### Prompt
Find the word "components" in the material below and gather every line that contains it.

### Given material
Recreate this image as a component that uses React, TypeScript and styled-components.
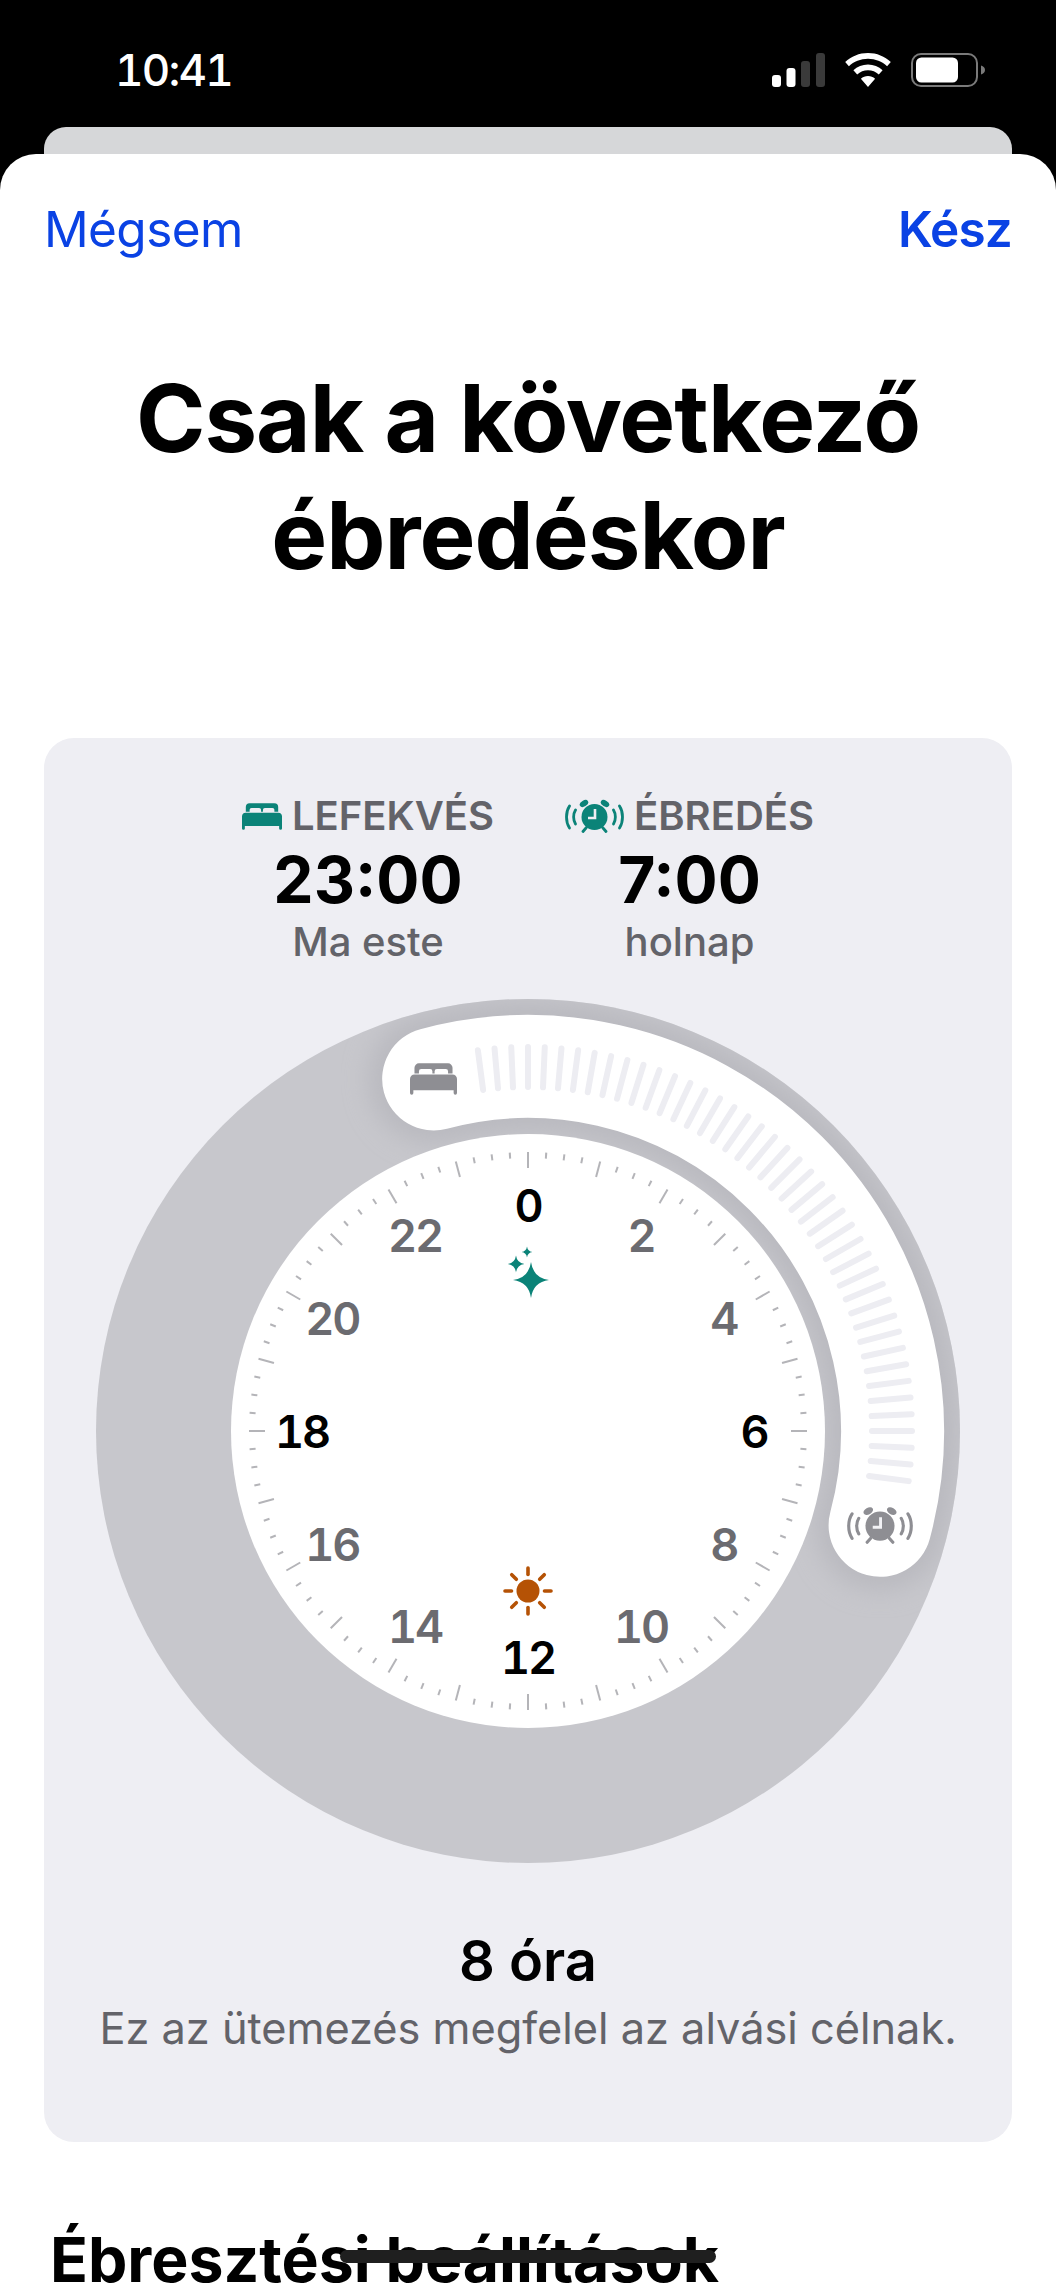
import React from 'react'
import styled, { createGlobalStyle } from 'styled-components'

const GlobalStyle = createGlobalStyle`
  html, body {
    margin: 0;
    padding: 0;
    background: #000;
  }
  * {
    box-sizing: border-box;
  }
`

const Page = styled.div`
  position: relative;
  width: 1056px;
  height: 2285px;
  overflow: hidden;
  background: #000;
  font-family: Inter, "Liberation Sans", sans-serif;
`

const StatusBar = styled.header`
  display: flex;
  justify-content: space-between;
  align-items: flex-start;
  height: 127px;
  padding: 47px 71px 0 115px;
`

const Clock = styled.span`
  color: #fff;
  font-size: 44px;
  line-height: 46px;
  font-weight: 500;
  font-variant-numeric: tabular-nums;
  letter-spacing: -1.8px;
`

const StatusIcons = styled.div`
  display: flex;
  align-items: center;
  gap: 20px;
  height: 46px;
`

const BackSheet = styled.div`
  height: 27px;
  margin: 0 44px;
  background: #d6d7d9;
  border-radius: 22px 22px 0 0;
`

const Sheet = styled.main`
  height: 2131px;
  padding: 0 44px;
  background: #fff;
  border-radius: 36px 36px 0 0;
`

const Nav = styled.nav`
  display: flex;
  justify-content: space-between;
  padding-top: 46px;
`

const NavButton = styled.span<{ $bold?: boolean }>`
  color: #0a42e4;
  font-size: 49.5px;
  line-height: 58px;
  font-weight: ${(p) => (p.$bold ? 600 : 400)};
  letter-spacing: ${(p) => (p.$bold ? '-0.8px' : '-0.6px')};
`

const Title = styled.h1`
  margin: 102px 0 0;
  color: #000;
  font-size: 94px;
  line-height: 117px;
  font-weight: 700;
  letter-spacing: -1px;
  text-align: center;
`

const Card = styled.section`
  height: 1404px;
  margin-top: 144px;
  padding-top: 55px;
  background: #eeeef3;
  border-radius: 30px;
`

const Times = styled.div`
  display: flex;
  justify-content: center;
  gap: 71px;
`

const TimeColumn = styled.div`
  display: flex;
  flex-direction: column;
  align-items: center;
`

const TimeLabel = styled.div`
  display: flex;
  align-items: center;
  gap: 10px;
  color: #636369;
  font-size: 40px;
  line-height: 46px;
  font-weight: 600;
`

const TimeValue = styled.div`
  margin-top: 5px;
  color: #000;
  font-size: 64px;
  line-height: 72px;
  font-weight: 700;
`

const TimeHint = styled.div`
  margin-top: 3px;
  color: #636369;
  font-size: 40px;
  line-height: 46px;
  font-weight: 500;
`

const DialWrap = styled.div`
  display: flex;
  justify-content: center;
  margin-top: 34px;
`

const DialSvg = styled.svg`
  display: block;
  width: 864px;
  height: 864px;
`

const DialNumber = styled.text<{ $major: boolean }>`
  fill: ${(p) => (p.$major ? '#000' : '#6b6b70')};
  font-size: 45px;
  font-weight: 600;
  font-variant-numeric: tabular-nums;
  letter-spacing: -2px;
  text-anchor: middle;
`

const Duration = styled.div`
  margin-top: 66px;
  color: #000;
  font-size: 56px;
  line-height: 64px;
  font-weight: 600;
  text-align: center;
`

const Verdict = styled.div`
  margin-top: 10px;
  color: #636369;
  font-size: 43.3px;
  line-height: 50px;
  font-weight: 400;
  text-align: center;
`

const SectionTitle = styled.h2`
  margin: 82px 0 0 6px;
  color: #000;
  font-size: 62.5px;
  line-height: 70px;
  font-weight: 700;
  white-space: nowrap;
`

const HomeIndicator = styled.div`
  position: absolute;
  left: 340px;
  top: 2250px;
  width: 376px;
  height: 13px;
  background: #1f1f1f;
  border-radius: 7px;
`

const TEAL = '#0b8378'
const CX = 432
const CY = 432

const polar = (r: number, deg: number) => {
  const a = (deg * Math.PI) / 180
  return { x: CX + r * Math.sin(a), y: CY - r * Math.cos(a) }
}

const arcPath = (r: number, from: number, to: number) => {
  const s = polar(r, from)
  const e = polar(r, to)
  return `M${s.x} ${s.y}A${r} ${r} 0 0 1 ${e.x} ${e.y}`
}

const star = (x: number, y: number, r: number) => {
  const a = r * 0.12
  return `M${x} ${y - r}Q${x + a} ${y - a} ${x + r} ${y}Q${x + a} ${y + a} ${x} ${y + r}Q${x - a} ${y + a} ${x - r} ${y}Q${x - a} ${y - a} ${x} ${y - r}Z`
}

const Bed = ({ color, x, y, w = 42, h = 28 }: { color: string; x?: number; y?: number; w?: number; h?: number }) => (
  <svg x={x} y={y} width={w} height={h} viewBox="0 0 42 28" style={{ display: 'block' }}>
    <path
      fill={color}
      d="M4 9V4a4 4 0 0 1 4-4h26a4 4 0 0 1 4 4v5h-4V7a2 2 0 0 0-2-2h-8a2 2 0 0 0-2 2v2h-2V7a2 2 0 0 0-2-2h-8a2 2 0 0 0-2 2v2z"
    />
    <path
      fill={color}
      d="M0 14a4 4 0 0 1 4-4h34a4 4 0 0 1 4 4v12.5a1.5 1.5 0 0 1-3 0V24H3v2.5a1.5 1.5 0 0 1-3 0z"
    />
  </svg>
)

const Alarm = ({ color, hands, x, y, w = 59, h = 34 }: { color: string; hands: string; x?: number; y?: number; w?: number; h?: number }) => (
  <svg x={x} y={y} width={w} height={h} viewBox="0 0 59 34" style={{ display: 'block' }}>
    <circle cx="29.5" cy="18" r="13" fill={color} />
    <path d="M30 10v9h-7" fill="none" stroke={hands} strokeWidth="2.6" />
    <ellipse cx="19" cy="4.5" rx="4.6" ry="3" fill={color} transform="rotate(-30 19 4.5)" />
    <ellipse cx="40" cy="4.5" rx="4.6" ry="3" fill={color} transform="rotate(30 40 4.5)" />
    <path
      d="M21 29l-3 3.5M38 29l3 3.5M4.5 7C.5 13 .5 23 4.5 29M10.5 11C8 15 8 21 10.5 25M54.5 7C58.5 13 58.5 23 54.5 29M48.5 11C51 15 51 21 48.5 25"
      fill="none"
      stroke={color}
      strokeWidth="2.8"
      strokeLinecap="round"
    />
  </svg>
)

const Signal = () => (
  <svg width="53" height="34" viewBox="0 0 53 34">
    <rect x="0" y="22" width="9" height="12" rx="3" fill="#fff" />
    <rect x="14.5" y="15" width="9" height="19" rx="3" fill="#fff" />
    <rect x="29" y="8" width="9" height="26" rx="3" fill="#3a3a3a" />
    <rect x="44" y="0" width="9" height="34" rx="3" fill="#3a3a3a" />
  </svg>
)

const Wifi = () => (
  <svg width="46" height="34" viewBox="0 0 46 34">
    <path
      fill="#fff"
      d="M23 0c8.8 0 16.8 3.400 22.800 9l-3.700 4.200C37.100 8.500 30.400 5.700 23 5.700S8.900 8.500 3.900 13.200L.2 9C6.200 3.400 14.200 0 23 0zm0 11.600c5.600 0 10.700 2.100 14.600 5.600l-3.800 4.200c-2.900-2.500-6.700-4.100-10.800-4.100s-7.900 1.600-10.800 4.100l-3.800-4.200c3.900-3.500 9-5.600 14.600-5.600zm0 11.500c2.700 0 5.200 1 7.100 2.700L23 34l-7.100-8.200c1.900-1.700 4.400-2.700 7.100-2.700z"
    />
  </svg>
)

const Battery = () => (
  <svg width="74" height="34" viewBox="0 0 74 34">
    <rect x="1" y="1" width="65" height="32" rx="9" fill="none" stroke="#7a7a7a" strokeWidth="2" />
    <rect x="5" y="4.500" width="42" height="25" rx="5.500" fill="#fff" />
    <path d="M70 12.500c2.500.8 4 2.400 4 4.500s-1.500 3.700-4 4.500z" fill="#7a7a7a" />
  </svg>
)

const ticks = Array.from({ length: 96 }, (_, i) => i)
const trackTicks = Array.from({ length: 43 }, (_, i) => -7.5 + i * 2.5)
const hours = Array.from({ length: 12 }, (_, i) => i * 2)

const Dial = () => {
  const sunRays = [0, 45, 90, 135, 180, 225, 270, 315]
  return (
    <DialSvg viewBox="0 0 864 864">
      <defs>
        <clipPath id="ring">
          <circle cx={CX} cy={CY} r="432" />
        </clipPath>
        <filter id="soft" x="-20%" y="-20%" width="140%" height="140%">
          <feGaussianBlur stdDeviation="12" />
        </filter>
      </defs>
      <circle cx={CX} cy={CY} r="432" fill="#c7c7cc" />
      <g clipPath="url(#ring)">
        <path
          d={arcPath(364.5, -15, 105)}
          fill="none"
          stroke="#b9b9bf"
          strokeWidth="130"
          strokeLinecap="round"
          filter="url(#soft)"
        />
      </g>
      <circle cx={CX} cy={CY} r="297" fill="#fff" />
      <path
        d={arcPath(364.5, -15, 105)}
        fill="none"
        stroke="#fff"
        strokeWidth="103"
        strokeLinecap="round"
      />

      {trackTicks.map((deg) => {
        const a = polar(344, deg)
        const b = polar(384, deg)
        return (
          <line key={deg} x1={a.x} y1={a.y} x2={b.x} y2={b.y} stroke="#ededf2" strokeWidth="6" strokeLinecap="round" />
        )
      })}
      <Bed color="#8e8e93" x={314} y={64} w={47} h={32} />
      <Alarm color="#8e8e93" hands="#f2f2f5" x={750.500} y={507} w={67} h={38} />

      {ticks.map((i) => {
        const deg = i * 3.75
        const a = polar(279, deg)
        const b = polar(i % 4 === 0 ? 263 : 273, deg)
        return (
          <line key={i} x1={a.x} y1={a.y} x2={b.x} y2={b.y} stroke="#b4b4b8" strokeWidth="2" />
        )
      })}

      {hours.map((h) => {
        const p = polar(226, h * 15)
        return (
          <DialNumber key={h} $major={h % 6 === 0} x={p.x} y={p.y + 16.500}>
            {h}
          </DialNumber>
        )
      })}

      <path d={`${star(435, 281, 18)}${star(420, 265, 8.500)}${star(431, 253, 5.500)}`} fill={TEAL} />

      <circle cx="432" cy="592" r="11.500" fill="#b55205" />
      <g stroke="#b55205" strokeWidth="3.600" strokeLinecap="round">
        {sunRays.map((deg) => {
          const a = (deg * Math.PI) / 180
          return (
            <line
              key={deg}
              x1={432 + 16.500 * Math.sin(a)}
              y1={592 - 16.500 * Math.cos(a)}
              x2={432 + 23 * Math.sin(a)}
              y2={592 - 23 * Math.cos(a)}
            />
          )
        })}
      </g>
    </DialSvg>
  )
}

const App: React.FC = () => {
  return (
    <Page>
      <GlobalStyle />
      <StatusBar>
        <Clock>10:41</Clock>
        <StatusIcons>
          <Signal />
          <Wifi />
          <Battery />
        </StatusIcons>
      </StatusBar>
      <BackSheet />
      <Sheet>
        <Nav>
          <NavButton>Mégsem</NavButton>
          <NavButton $bold>Kész</NavButton>
        </Nav>
        <Title>
          Csak a következő
          <br />
          ébredéskor
        </Title>
        <Card>
          <Times>
            <TimeColumn>
              <TimeLabel>
                <Bed color={TEAL} w={40} h={27} />
                LEFEKVÉS
              </TimeLabel>
              <TimeValue>23:00</TimeValue>
              <TimeHint>Ma este</TimeHint>
            </TimeColumn>
            <TimeColumn>
              <TimeLabel>
                <Alarm color={TEAL} hands="#eeeef3" />
                ÉBREDÉS
              </TimeLabel>
              <TimeValue>7:00</TimeValue>
              <TimeHint>holnap</TimeHint>
            </TimeColumn>
          </Times>
          <DialWrap>
            <Dial />
          </DialWrap>
          <Duration>8 óra</Duration>
          <Verdict>Ez az ütemezés megfelel az alvási célnak.</Verdict>
        </Card>
        <SectionTitle>Ébresztési beállítások</SectionTitle>
      </Sheet>
      <HomeIndicator />
    </Page>
  )
}

export default App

### Written reply
Recreate this image as a component that uses React, TypeScript and styled-components.
import styled, { createGlobalStyle } from 'styled-components'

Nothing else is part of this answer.